2 types:
- Spam bots that visit websites (spam crawlers) – send out http requests to websites with fake referral headers
- Spam bots that don’t visit websites (ghost traffic) – send fake data directly to google analytics without hitting the website
Using .htaccess rules won’t help with ghost traffic since it never actually hits your site.
What to Look For
Hostnames
**Audience** > **Technology** > **Network** > **Hostnames**
Identify the hostnames for your site.
Referral Spam
These will show up in your acquisition reports.
- Source/Medium
- Referrals
Custom Segment
This segment is a series of 5 filters – 1 hostname filter and 4 spam crawler filters.
Hostname filter
Segment: Sessions > Include
Hostname > matches regex > *your valid hostnames*
Spam Crawler Filters
There are several blogs and articles with different filter patterns and example. You can also construct your own identifying only the spam affecting your site. Mike Sullivan’s article, linked below, maintains a fairly updated set of filters.

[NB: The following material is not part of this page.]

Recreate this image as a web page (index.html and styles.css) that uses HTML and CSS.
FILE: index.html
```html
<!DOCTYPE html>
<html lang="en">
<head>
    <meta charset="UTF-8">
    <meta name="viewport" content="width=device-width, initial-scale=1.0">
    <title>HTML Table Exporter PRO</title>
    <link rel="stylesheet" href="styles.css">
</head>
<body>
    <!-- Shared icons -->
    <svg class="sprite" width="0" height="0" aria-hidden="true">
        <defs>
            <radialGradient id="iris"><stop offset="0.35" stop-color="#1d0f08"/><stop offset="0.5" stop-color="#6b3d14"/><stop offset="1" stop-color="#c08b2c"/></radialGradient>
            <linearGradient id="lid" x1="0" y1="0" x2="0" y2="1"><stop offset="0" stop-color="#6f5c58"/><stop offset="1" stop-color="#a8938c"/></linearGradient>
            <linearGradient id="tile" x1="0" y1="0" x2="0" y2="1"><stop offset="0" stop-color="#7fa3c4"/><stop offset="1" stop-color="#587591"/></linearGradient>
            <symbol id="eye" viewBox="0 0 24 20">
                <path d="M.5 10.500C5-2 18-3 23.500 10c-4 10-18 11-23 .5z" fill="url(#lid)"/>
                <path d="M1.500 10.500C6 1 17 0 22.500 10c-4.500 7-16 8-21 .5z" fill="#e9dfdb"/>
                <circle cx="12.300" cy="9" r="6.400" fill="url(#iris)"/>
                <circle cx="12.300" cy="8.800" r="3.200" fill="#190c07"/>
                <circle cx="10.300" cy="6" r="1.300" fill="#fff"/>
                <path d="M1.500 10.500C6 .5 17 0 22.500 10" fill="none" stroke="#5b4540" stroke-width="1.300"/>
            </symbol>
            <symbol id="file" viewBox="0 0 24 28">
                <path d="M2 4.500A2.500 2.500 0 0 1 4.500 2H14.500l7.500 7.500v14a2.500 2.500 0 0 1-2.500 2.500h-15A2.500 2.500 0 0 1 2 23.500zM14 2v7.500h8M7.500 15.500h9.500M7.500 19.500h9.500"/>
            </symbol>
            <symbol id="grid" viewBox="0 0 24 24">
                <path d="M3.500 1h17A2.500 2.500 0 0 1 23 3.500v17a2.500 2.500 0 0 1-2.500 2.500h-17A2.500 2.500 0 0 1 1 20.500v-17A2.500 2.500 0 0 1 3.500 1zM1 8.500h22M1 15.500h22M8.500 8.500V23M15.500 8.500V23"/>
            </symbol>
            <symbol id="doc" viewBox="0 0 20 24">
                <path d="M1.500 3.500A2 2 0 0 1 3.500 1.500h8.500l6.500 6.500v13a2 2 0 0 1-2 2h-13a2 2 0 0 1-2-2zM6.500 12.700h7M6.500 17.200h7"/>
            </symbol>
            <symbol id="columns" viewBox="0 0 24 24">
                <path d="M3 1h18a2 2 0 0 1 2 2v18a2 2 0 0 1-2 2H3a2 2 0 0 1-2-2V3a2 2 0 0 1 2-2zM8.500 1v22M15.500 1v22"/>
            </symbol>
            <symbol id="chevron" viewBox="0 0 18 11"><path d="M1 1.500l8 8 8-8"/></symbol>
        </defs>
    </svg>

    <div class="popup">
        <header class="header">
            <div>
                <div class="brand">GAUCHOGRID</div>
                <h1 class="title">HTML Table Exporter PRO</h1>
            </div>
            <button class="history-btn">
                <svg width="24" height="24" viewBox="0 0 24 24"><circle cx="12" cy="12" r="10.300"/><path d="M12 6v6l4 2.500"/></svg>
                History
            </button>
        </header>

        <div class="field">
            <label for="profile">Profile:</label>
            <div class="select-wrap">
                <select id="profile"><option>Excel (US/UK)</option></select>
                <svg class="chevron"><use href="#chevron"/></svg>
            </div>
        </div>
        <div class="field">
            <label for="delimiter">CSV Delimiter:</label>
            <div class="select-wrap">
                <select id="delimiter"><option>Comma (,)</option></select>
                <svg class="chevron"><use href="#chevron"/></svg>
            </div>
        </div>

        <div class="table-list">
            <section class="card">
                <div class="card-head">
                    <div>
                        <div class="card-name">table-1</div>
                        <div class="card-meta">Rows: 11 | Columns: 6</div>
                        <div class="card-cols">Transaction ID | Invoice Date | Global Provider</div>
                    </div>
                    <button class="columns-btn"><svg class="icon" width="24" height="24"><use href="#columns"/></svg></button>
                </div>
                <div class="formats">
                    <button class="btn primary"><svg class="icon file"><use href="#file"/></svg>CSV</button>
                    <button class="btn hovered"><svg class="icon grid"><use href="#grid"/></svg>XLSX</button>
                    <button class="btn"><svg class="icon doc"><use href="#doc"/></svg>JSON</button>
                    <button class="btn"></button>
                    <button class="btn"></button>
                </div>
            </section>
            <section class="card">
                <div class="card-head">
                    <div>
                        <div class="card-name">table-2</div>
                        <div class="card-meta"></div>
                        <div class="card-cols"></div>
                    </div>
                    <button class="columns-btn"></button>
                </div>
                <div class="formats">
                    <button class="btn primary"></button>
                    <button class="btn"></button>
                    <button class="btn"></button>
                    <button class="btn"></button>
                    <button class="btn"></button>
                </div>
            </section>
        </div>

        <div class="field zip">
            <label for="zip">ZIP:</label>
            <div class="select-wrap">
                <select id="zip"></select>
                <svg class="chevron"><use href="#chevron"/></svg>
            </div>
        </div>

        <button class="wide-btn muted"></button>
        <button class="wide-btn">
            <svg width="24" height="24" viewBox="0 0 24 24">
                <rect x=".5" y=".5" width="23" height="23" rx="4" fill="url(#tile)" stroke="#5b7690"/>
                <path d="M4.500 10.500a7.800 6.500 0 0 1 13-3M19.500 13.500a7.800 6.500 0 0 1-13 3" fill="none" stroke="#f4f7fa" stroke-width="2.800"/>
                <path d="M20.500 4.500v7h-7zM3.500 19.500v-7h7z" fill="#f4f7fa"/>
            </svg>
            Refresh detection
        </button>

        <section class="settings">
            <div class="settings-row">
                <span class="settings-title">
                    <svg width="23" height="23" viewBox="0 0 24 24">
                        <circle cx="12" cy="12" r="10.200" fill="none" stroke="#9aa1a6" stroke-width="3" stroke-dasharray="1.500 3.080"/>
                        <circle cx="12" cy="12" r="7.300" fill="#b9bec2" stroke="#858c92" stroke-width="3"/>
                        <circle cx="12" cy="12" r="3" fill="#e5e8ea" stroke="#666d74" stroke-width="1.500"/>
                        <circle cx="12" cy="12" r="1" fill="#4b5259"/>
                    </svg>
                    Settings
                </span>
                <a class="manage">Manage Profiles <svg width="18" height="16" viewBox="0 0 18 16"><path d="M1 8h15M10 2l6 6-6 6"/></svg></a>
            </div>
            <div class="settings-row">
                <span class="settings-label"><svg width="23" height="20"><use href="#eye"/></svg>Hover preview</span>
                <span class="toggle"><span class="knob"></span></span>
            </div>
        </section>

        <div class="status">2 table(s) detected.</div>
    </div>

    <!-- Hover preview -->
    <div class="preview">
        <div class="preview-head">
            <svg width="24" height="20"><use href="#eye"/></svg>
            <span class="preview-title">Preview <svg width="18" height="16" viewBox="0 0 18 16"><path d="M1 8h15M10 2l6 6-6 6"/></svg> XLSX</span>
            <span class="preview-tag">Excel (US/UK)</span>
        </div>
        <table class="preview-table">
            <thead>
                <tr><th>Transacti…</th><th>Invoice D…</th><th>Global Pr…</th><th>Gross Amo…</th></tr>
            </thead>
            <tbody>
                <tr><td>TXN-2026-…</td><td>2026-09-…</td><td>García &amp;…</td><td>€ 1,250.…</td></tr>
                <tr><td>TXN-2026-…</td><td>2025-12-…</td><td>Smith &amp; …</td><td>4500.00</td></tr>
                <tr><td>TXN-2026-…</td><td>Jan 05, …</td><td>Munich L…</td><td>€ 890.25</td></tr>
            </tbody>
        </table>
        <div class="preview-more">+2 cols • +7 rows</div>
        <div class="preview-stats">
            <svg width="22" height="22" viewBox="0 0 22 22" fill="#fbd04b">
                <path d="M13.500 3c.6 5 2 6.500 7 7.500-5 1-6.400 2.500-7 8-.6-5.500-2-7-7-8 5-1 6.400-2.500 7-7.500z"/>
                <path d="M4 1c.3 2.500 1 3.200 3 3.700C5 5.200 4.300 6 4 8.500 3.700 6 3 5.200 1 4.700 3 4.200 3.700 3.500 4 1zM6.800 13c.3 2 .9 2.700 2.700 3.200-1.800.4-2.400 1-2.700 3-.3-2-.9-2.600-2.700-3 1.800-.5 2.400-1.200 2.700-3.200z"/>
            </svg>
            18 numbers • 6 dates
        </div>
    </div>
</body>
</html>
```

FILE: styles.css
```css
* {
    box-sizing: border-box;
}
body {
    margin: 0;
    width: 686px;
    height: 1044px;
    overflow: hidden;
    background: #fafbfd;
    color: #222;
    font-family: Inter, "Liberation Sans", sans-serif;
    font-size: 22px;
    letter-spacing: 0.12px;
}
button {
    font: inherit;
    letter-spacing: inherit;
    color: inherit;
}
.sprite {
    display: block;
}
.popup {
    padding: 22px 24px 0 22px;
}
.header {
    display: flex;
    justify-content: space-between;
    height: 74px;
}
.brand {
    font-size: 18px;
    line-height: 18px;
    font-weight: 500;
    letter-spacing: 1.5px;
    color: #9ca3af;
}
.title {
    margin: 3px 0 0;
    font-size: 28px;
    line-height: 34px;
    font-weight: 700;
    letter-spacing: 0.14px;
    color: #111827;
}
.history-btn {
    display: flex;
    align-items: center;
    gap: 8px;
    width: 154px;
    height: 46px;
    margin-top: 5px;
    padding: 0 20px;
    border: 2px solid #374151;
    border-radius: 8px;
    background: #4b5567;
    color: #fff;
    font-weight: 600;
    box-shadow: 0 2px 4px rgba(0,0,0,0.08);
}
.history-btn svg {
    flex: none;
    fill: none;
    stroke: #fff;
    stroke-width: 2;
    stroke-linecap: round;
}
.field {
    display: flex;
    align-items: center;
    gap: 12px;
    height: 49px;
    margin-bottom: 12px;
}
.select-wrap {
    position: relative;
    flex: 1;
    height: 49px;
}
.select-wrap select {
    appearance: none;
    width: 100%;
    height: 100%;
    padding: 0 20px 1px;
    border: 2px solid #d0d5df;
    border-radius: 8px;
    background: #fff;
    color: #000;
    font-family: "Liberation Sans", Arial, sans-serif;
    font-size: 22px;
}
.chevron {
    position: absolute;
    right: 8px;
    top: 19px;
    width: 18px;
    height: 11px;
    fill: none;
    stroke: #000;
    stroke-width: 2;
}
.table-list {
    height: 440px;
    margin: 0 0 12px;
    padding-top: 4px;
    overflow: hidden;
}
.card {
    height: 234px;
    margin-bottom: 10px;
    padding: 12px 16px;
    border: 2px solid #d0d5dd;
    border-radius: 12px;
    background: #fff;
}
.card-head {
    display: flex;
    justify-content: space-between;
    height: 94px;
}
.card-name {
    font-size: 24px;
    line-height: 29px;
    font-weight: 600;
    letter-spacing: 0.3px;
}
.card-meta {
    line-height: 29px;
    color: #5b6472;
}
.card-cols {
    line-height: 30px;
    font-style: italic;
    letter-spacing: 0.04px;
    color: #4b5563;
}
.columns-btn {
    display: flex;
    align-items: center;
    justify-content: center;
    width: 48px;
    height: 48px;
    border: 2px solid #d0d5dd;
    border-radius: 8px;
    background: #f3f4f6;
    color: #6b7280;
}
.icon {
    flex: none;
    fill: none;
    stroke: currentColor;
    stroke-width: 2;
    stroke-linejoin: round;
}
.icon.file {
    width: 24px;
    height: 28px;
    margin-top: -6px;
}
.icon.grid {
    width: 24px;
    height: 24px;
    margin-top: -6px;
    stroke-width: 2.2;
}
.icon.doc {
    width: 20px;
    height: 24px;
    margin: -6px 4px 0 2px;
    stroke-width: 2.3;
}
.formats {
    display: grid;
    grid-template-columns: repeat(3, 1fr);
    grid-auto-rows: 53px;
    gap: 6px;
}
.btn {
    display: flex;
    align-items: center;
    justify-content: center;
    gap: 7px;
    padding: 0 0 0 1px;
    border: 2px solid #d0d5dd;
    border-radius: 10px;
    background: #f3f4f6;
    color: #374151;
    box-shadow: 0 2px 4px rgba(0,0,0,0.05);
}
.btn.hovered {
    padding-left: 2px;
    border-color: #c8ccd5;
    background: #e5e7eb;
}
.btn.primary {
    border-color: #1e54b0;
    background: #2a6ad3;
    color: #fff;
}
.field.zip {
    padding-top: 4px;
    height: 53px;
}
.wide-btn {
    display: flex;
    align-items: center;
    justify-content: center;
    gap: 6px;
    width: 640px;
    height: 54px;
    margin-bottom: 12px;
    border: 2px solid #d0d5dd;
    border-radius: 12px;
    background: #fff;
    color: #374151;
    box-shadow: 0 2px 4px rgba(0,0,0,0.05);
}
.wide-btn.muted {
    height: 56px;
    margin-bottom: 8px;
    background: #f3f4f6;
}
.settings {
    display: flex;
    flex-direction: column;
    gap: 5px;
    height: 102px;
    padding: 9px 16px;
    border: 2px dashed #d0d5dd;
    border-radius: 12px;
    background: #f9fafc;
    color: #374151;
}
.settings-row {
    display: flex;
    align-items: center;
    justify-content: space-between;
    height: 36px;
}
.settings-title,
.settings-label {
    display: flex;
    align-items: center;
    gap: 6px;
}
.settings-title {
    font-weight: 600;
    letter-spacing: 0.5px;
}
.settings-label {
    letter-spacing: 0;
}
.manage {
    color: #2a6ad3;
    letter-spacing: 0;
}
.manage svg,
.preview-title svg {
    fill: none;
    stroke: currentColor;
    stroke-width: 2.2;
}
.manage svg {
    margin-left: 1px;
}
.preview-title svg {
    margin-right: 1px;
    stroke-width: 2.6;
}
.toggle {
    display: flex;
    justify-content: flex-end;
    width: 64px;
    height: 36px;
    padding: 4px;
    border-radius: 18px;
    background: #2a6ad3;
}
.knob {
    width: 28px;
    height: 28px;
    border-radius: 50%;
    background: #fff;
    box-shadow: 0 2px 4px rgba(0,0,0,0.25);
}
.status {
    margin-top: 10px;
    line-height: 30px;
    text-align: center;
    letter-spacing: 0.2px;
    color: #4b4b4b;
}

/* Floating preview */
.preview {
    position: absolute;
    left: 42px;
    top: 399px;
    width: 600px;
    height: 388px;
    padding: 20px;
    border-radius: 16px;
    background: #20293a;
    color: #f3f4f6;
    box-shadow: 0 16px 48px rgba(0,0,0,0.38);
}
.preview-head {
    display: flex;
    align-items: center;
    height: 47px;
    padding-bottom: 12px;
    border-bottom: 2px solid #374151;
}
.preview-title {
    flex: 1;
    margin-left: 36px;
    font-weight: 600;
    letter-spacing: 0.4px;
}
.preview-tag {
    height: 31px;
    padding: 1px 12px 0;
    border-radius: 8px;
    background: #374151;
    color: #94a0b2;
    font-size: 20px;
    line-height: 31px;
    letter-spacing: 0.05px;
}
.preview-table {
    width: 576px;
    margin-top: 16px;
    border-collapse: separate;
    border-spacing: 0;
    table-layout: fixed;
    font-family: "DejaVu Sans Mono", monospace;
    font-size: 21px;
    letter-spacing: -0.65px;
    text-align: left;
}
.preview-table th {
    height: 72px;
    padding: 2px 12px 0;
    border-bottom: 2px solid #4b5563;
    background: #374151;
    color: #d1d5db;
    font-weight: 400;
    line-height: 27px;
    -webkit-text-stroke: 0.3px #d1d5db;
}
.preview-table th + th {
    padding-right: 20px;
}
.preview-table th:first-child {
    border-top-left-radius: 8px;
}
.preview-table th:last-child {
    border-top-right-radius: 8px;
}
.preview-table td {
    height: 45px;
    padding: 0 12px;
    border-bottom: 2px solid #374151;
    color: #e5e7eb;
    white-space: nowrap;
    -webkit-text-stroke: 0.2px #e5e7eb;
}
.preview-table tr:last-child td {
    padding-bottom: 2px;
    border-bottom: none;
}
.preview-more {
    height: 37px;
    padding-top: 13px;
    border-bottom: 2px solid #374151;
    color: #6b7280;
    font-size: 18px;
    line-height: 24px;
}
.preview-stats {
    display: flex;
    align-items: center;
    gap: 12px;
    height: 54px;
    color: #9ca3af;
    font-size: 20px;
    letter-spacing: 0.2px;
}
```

Segment: Sessions > Exclude
Source > matches regex > *spam crawler expression*
repeat as necessary
Google Analytics Bot and Spinder Filtering
Check the box for this option under View Settings.
Link to Segment:
https://analytics.google.com/analytics/web/template?uid=RwRGeBruR5Kz8uPZrSvheA
Note: The hostname filter is pretty general, but may require some changes based on your site.